■ Stated goal: Find each line containing the string "index". Copy it.

■ Data block:
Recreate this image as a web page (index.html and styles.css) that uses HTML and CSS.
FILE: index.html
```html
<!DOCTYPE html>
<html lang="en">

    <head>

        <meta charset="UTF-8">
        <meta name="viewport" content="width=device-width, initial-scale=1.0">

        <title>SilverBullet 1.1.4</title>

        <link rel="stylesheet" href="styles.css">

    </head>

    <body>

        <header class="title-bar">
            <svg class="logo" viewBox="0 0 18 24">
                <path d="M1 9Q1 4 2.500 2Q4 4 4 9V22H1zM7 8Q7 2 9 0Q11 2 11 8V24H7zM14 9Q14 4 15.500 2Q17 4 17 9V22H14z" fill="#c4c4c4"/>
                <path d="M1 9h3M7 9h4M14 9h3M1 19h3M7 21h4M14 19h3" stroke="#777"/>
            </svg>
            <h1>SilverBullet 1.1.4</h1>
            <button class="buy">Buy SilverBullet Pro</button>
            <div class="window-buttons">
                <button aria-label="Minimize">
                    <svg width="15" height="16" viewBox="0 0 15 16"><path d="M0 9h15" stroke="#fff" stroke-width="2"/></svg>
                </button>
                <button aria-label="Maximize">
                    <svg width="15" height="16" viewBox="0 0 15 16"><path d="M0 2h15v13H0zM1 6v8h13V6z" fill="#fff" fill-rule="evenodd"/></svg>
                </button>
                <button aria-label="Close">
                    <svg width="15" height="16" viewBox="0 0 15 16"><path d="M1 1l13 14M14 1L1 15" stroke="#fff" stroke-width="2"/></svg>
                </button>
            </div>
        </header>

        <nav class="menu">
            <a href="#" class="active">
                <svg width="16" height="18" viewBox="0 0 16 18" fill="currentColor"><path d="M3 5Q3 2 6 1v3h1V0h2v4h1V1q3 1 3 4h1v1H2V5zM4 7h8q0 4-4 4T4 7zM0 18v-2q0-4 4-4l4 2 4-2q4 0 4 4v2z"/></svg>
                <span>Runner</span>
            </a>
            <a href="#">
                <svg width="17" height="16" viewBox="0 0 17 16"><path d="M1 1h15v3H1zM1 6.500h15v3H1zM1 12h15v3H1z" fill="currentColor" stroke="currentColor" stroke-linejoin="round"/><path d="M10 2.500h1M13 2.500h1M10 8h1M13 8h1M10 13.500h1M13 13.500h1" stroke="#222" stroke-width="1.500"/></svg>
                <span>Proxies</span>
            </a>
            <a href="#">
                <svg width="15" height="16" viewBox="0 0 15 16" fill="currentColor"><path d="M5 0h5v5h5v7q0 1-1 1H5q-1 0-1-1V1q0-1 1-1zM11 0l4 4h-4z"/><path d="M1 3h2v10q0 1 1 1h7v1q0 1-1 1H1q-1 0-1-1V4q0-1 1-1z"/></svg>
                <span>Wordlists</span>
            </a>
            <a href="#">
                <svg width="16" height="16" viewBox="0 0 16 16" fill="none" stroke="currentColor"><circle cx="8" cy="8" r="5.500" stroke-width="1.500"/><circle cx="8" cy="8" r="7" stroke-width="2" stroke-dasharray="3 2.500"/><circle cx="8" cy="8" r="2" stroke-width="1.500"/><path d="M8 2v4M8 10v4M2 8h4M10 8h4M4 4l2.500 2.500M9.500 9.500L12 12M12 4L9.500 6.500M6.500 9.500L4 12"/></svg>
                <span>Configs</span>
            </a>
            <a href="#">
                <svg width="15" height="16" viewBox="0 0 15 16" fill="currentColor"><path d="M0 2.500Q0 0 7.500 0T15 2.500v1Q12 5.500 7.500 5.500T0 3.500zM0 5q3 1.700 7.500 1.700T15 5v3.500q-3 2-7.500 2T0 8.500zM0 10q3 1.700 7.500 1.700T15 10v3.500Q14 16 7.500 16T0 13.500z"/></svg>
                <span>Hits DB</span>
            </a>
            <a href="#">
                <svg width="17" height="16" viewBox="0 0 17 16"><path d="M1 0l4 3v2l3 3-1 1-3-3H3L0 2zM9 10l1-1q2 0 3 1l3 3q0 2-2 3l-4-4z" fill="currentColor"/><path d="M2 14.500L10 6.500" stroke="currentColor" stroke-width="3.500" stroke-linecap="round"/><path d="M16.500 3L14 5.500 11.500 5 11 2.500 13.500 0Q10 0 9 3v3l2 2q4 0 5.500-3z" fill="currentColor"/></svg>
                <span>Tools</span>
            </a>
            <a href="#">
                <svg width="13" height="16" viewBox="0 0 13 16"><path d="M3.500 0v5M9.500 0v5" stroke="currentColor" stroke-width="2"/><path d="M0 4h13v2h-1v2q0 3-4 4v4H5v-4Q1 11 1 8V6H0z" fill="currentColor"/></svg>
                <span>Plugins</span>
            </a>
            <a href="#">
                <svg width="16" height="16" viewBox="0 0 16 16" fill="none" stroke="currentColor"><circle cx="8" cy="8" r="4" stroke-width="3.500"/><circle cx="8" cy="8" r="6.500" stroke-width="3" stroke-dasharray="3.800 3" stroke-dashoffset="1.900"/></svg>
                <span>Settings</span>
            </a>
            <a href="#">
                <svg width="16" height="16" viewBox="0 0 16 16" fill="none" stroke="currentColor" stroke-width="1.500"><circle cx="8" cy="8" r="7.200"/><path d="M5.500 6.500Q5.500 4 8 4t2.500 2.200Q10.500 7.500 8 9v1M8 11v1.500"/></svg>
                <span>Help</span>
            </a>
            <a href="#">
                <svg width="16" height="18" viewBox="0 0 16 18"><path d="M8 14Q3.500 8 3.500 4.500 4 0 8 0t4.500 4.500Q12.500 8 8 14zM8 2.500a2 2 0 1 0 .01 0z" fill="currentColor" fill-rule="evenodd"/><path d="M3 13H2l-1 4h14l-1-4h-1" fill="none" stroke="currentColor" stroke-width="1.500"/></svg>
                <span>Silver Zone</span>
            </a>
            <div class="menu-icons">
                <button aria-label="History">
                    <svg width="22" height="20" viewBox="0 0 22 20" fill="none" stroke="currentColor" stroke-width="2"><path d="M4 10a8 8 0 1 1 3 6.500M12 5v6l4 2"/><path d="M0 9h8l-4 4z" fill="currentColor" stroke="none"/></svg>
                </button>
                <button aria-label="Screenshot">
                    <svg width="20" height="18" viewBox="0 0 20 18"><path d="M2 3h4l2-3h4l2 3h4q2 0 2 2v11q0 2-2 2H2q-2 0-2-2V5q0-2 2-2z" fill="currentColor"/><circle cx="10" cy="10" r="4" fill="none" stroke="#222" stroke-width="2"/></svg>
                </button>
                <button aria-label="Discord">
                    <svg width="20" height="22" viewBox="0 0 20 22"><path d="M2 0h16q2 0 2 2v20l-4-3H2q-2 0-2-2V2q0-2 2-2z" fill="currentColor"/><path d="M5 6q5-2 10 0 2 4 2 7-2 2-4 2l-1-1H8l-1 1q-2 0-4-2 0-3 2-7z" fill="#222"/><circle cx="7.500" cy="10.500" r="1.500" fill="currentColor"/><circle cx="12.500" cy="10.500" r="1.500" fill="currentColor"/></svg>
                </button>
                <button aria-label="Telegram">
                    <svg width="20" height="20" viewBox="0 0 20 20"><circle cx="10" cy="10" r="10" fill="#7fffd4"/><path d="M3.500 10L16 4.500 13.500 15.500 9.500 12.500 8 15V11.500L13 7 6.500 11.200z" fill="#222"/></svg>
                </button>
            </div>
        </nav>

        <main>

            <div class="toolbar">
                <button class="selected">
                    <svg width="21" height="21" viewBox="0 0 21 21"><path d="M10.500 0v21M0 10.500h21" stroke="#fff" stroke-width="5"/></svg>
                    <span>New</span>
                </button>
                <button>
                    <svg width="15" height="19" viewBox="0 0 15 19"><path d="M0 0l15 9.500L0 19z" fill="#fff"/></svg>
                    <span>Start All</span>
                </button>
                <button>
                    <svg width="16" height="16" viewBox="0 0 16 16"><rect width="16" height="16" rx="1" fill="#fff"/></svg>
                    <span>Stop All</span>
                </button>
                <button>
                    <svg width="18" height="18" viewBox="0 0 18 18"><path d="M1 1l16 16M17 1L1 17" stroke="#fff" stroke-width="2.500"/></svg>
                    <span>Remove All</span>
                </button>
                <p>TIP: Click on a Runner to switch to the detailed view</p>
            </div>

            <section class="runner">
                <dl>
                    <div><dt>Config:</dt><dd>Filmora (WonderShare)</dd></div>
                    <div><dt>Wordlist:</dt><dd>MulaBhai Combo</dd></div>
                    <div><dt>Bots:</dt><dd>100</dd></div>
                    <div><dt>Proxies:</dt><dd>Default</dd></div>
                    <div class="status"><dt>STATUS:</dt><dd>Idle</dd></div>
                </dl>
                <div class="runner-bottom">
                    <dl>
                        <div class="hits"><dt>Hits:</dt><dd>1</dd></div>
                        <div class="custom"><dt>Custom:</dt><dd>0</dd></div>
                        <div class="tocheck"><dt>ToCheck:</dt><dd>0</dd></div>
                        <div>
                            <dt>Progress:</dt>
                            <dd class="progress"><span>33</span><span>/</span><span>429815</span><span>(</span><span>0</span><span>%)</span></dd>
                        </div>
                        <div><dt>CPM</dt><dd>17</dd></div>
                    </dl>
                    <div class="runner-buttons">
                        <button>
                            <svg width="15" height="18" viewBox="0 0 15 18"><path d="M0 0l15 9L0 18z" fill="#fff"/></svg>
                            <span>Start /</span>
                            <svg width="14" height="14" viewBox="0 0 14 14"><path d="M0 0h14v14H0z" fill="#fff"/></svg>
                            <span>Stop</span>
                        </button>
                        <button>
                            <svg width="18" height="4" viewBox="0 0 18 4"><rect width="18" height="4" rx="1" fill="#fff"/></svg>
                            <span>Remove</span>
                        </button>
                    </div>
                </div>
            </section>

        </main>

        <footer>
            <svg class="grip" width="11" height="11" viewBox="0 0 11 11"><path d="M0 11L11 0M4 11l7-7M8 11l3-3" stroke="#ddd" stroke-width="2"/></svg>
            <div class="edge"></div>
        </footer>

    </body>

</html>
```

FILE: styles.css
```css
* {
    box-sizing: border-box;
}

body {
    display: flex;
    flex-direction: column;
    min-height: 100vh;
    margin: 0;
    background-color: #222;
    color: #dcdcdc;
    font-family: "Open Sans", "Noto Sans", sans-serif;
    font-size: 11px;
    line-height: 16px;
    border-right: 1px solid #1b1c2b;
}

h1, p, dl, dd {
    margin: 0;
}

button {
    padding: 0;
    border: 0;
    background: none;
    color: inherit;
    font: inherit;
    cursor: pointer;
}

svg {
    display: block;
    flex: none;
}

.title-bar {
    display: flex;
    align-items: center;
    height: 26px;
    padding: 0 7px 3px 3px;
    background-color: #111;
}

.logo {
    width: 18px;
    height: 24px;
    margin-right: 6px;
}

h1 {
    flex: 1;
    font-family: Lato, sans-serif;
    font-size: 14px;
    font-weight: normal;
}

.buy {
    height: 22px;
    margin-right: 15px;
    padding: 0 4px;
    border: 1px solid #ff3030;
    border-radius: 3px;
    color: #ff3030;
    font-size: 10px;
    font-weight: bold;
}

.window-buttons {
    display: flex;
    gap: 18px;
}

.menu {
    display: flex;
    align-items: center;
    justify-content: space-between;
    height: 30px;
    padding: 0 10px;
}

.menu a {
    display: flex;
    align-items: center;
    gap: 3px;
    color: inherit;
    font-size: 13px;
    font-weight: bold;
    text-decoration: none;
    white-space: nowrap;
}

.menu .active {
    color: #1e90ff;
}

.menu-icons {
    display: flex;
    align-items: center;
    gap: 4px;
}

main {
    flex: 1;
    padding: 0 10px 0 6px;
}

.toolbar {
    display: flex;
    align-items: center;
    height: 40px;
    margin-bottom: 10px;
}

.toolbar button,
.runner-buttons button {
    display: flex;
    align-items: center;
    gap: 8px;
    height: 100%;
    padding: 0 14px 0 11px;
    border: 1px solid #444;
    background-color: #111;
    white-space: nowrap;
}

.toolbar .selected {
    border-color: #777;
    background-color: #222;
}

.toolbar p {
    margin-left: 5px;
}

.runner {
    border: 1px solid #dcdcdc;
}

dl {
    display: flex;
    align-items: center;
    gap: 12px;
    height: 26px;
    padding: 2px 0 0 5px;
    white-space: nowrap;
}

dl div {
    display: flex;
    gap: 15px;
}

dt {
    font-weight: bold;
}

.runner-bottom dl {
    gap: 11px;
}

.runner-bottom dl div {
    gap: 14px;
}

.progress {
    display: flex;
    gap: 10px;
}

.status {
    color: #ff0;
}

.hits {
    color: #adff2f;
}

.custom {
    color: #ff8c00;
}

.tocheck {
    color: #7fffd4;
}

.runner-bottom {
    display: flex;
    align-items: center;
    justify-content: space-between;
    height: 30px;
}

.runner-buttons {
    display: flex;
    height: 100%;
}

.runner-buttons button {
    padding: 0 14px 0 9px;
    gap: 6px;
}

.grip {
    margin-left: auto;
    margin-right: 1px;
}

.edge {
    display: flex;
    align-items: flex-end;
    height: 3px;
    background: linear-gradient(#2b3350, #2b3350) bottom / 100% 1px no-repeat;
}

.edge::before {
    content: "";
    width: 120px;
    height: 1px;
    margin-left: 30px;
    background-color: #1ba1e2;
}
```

■ Reply:
Recreate this image as a web page (index.html and styles.css) that uses HTML and CSS.
FILE: index.html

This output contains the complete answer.